With a sweeping view of U.S. historical involvement in the fight against
communism and for human rights, as well as some of our more morally
dubious pursuits, Albright critiques U.S. foreign policy and our notions
of manifest destiny. From personal experiences, Albright notes the
importance of religion in shaping world events, including the influence of
Pope John Paul II on Poland and the world. As an admitted hybrid between
realist and idealist, Albright suggests that politics and the values of
faith can--and should--be joined in the interest of peace. But unfettered
reliance on religious beliefs to guide politics is a formula for continued
conflict. While President Bush portrays the U.S. anti-terrorism campaign
as one aimed against evil, Albright notes that Osama bin Laden also
"portrays a clash between the good defender and the evil aggressor, but
with roles reversed." Albright details the historic conflicts between
Christianity and Islam, between Israelis and Muslims, and conflicts among
Muslims, all based on interpretations of religious texts. She believes the
Christian Right has contributed to the complexity of foreign diplomacy
with encroachment into areas that had formerly been personal matters--from
contraception to sexual orientation--that are now matters of international
interest. A thoughtful and absorbing look at religion and world politics
for readers of all religious and political persuasions.
Book
review
The former UN Ambassador
and Secretary of State sees a place for personal faith among public
officials. She believes personal faith has helped
herself and many other people make very difficult decisions which impacted
the world.
However, she doesn't use that personal faith as a public battering ram
to attack 'others' and their perspectives. Having grown up under state
oppression, she knows first-hand what totalitarian states where everybody
must worship one way...etc really are like. Albright did not and still
does not attempt to turn her own faith into a partisan and one-dimensional
caricature for political benefit.
Her public faith is a civil belief in the state to advocate for the
less fortunate. She understands democracy doesn't work when only talked
about in the abstract. It has to be practiced.

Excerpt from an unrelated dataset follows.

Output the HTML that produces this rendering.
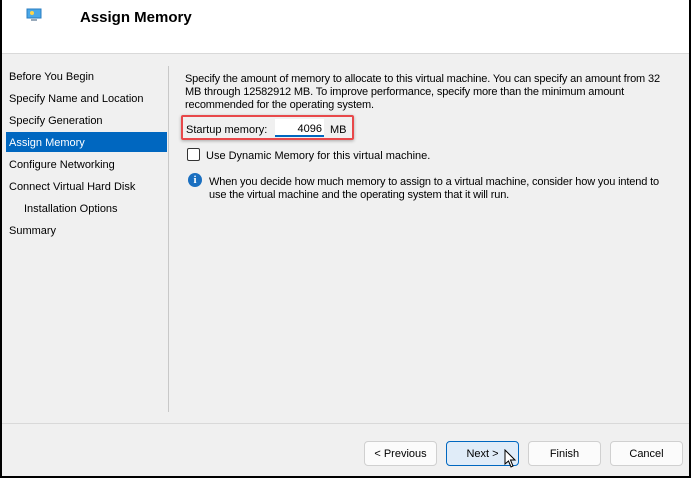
<!DOCTYPE html>
<html><head><style>
body{margin:0;width:691px;height:480px;overflow:hidden;font-family:"Liberation Sans",sans-serif;font-size:11px;color:#000}
.frame{position:absolute;left:0;top:0;width:687px;height:476px;border:2px solid #000;border-top:none;background:#f0f0f0}
.hdr{position:absolute;left:0;top:0;width:687px;height:53px;background:#fff;border-bottom:1px solid #d9d9d9}
.title{position:absolute;left:78px;top:9px;font-size:15px;font-weight:bold}
.nav div{position:absolute;left:7px;height:20px;line-height:22px;width:158px}
.sel{background:#0067c0;color:#fff;left:4px!important;padding-left:3px;width:158px!important}
.vl{position:absolute;left:166px;top:66px;width:1px;height:346px;background:#c8c8c8}
.hl{position:absolute;left:0;top:423px;width:687px;height:1px;background:#d9d9d9}
.btn{position:absolute;top:441px;height:23px;width:71px;border:1px solid #d0d0d0;background:#fbfbfb;border-radius:4px;text-align:center;line-height:25px}
</style></head><body>
<div class="frame">
<div class="hdr">
<svg style="position:absolute;left:24px;top:8px" width="16" height="14"><rect x="1" y="1" width="14" height="9" fill="#4aa8e8" stroke="#2a7cc0"/><circle cx="6" cy="5" r="2" fill="#ffd54a"/><rect x="5" y="11" width="6" height="2" fill="#9ab"/></svg>
<div class="title">Assign Memory</div>
</div>
<div class="nav">
<div style="top:66px">Before You Begin</div>
<div style="top:88px">Specify Name and Location</div>
<div style="top:110px">Specify Generation</div>
<div class="sel" style="top:132px">Assign Memory</div>
<div style="top:154px">Configure Networking</div>
<div style="top:176px">Connect Virtual Hard Disk</div>
<div style="top:198px;left:22px">Installation Options</div>
<div style="top:220px">Summary</div>
</div>
<div class="vl"></div>
<div style="position:absolute;left:183px;top:73px;width:484px;line-height:13px;letter-spacing:-0.15px">Specify the amount of memory to allocate to this virtual machine. You can specify an amount from 32 MB through 12582912 MB. To improve performance, specify more than the minimum amount recommended for the operating system.</div>
<div style="position:absolute;left:179px;top:115px;width:173px;height:25px;border:2px solid #e8484a;box-sizing:border-box;border-radius:2px;box-shadow:0 1px 3px rgba(0,0,0,.3)"></div>
<div style="position:absolute;left:184px;top:124px">Startup memory:</div>
<div style="position:absolute;left:273px;top:119px;width:49px;height:18px;background:#fff;border-bottom:2px solid #0067c0;text-align:right;line-height:21px;box-sizing:border-box;padding-right:2px">4096</div>
<div style="position:absolute;left:328px;top:124px">MB</div>
<div style="position:absolute;left:185px;top:148px;width:11px;height:11px;border:1px solid #333;border-radius:2px;background:#fff"></div>
<div style="position:absolute;left:204px;top:150px">Use Dynamic Memory for this virtual machine.</div>
<div style="position:absolute;left:186px;top:173px;width:14px;height:14px;border-radius:50%;background:#1a6fc0;color:#fff;font-weight:bold;font-size:11px;text-align:center;line-height:14px;font-family:'Liberation Serif',serif">i</div>
<div style="position:absolute;left:207px;top:176px;width:468px;line-height:13px;letter-spacing:-0.15px">When you decide how much memory to assign to a virtual machine, consider how you intend to use the virtual machine and the operating system that it will run.</div>
<div class="hl"></div>
<div class="btn" style="left:362px">&lt; Previous</div>
<div class="btn" style="left:444px;background:#e0ecf8;border-color:#0067c0">Next &gt;</div>
<div class="btn" style="left:526px">Finish</div>
<div class="btn" style="left:608px">Cancel</div>
<svg style="position:absolute;left:502px;top:449px" width="14" height="20"><path d="M1 1 L1 15 L4.5 12 L7 18 L9 17 L6.5 11 L11 11 Z" fill="#fff" stroke="#000" stroke-width="1"/></svg>
</div>
</body></html>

Contrasting with the current administration, she sees the world as
complex and multifaceted--there are no clear-cut good and evil sides in a
religious conflict. Current American policy prolongs the bloodshed by not
adopting a more nuanced analysis.
Author
introduction
Madeleine Korbel Albright is America's
first female secretary of state and the highest-ranking woman to serve in
the U.S. government.
The U.S. permanent representative to the United Nations from 1993 to
1996, Albright was nominated by President Bill Clinton in December 1996 to
become the nation's 64th secretary of state, succeeding Warren
Christopher. Unanimously confirmed by the U.S. Senate, she was sworn into
office on Jan. 23, 1997.
As secretary of state, Albright serves as the president's principal
adviser on foreign policy, conducts negotiations related to U.S. foreign
affairs, and is a member of the National Security Council.
Albright has been the president of the Center for National Policy, a
nonprofit research organization that promotes the study and discussion of
domestic and international issues, and a research professor of
international affairs and the director of the Women in Foreign Service
Program at Georgetown University's School of Foreign Service.
From 1981 to 1982, Albright was a senior fellow at the Woodrow Wilson
International Center for Scholars at the Smithsonian Institution. She has
also served as a senior fellow in Soviet and Eastern European affairs at
the Center for Strategic and International Studies.
Albright was a staff member on the National Security Council and at the
White House, where she was responsible for foreign policy legislation,
from 1978 to 1981. She served as chief legislative assistant to Senator
Edmund S. Muskie from 1976 to 1978.
Awarded a bachelor's degree with honors in political science from
Wellesley College, she attended the School of Advanced International
Studies at Johns Hopkins University, received a certificate from Columbia
University's Russian Institute, and earned her master's and doctorate at
Columbia's department of public law and government.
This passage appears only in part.